Oomph is wonderful technology and no one of the "core" developers ever was against its usage or setups (AFAIR) so please help us by fixing setups, writing help docs and etc.
Just understand that it's not helpful for people actually assembling the bits, fixing/improving maven/tycho builds, preparing docker images for build machines, keeping Jenkins jobs working - in order to do
that work proper one (I at least) needs as pristine and minimal environment as possible BUT this doesn't mean underestimating Oomph in any way.
AFAIK, Ed already provides an Oomph setup that installs the nightly for the platform SDK, select the platform SDK product. Just run update every day and you are good to go. Even there is a page on the wiki
which tells you how to do it.
Oomph is wonderful technology to get people bootstrapped for working on the project. I still feel it is underestimated by the core developers how this can really lower the boundary for new developers, but
also power users could make a (customized) setup that runs in 1 click that gives a fully bootstrapped environment, e.g. latest nightly all additional plugins used and all projects cloned.
The argument that it would help more if committers and others would use the I-builds regularly helps more than having freeze-weeks during milestones is pretty convincing for
me. But I agree that it would be good if as many people as possible would use the I-builds.
I think the I-builds would be simpler to use (and then used more) if they could be consumed via Oomph. I'm thinking of a Product version like 'Nightly' that one can select besides
'Latest' or 'Latest Released'.
But I'm not sure if this is feasible (without too much work) since the Products are assembled by EPP and the I-builds only handle the Eclipse-SDK. But maybe the Nightly could
simple consist of the latest (milestone) release repos plus the current I-Build repo of the Eclipse-SDK.
Gesendet: Montag, 02. Mai 2022 um 17:52 Uhr
Von: "Mickael Istria" <mistria@xxxxxxxxxx>
An: "General development mailing list of the Eclipse project." <eclipse-dev@xxxxxxxxxxx>
Betreff: Re: [eclipse-dev] Lightweight M1 for September release
I would rather (once again) raise the awareness of the active committers about "eating your own dog food" and use the milestone week to actually try the latest greatest nightly
builds.
I agree that committers, and more, need to use the nightly builds and that it is a critical part of the project quality process.
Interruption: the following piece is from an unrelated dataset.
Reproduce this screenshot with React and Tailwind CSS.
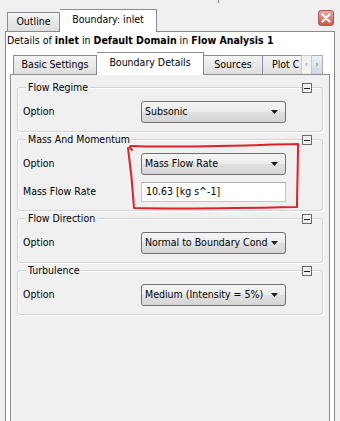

However, do we need a dedicated milestone week
for that? Would there be some other/better way of achieving that result? And if we have some guarantees that all active committers are using nightly builds anyway, do we need a milestone/freeze week or can we assume that most developers using latest build
is enough to find most issues? If not, what is missing for us to find such issues as part of our daily work?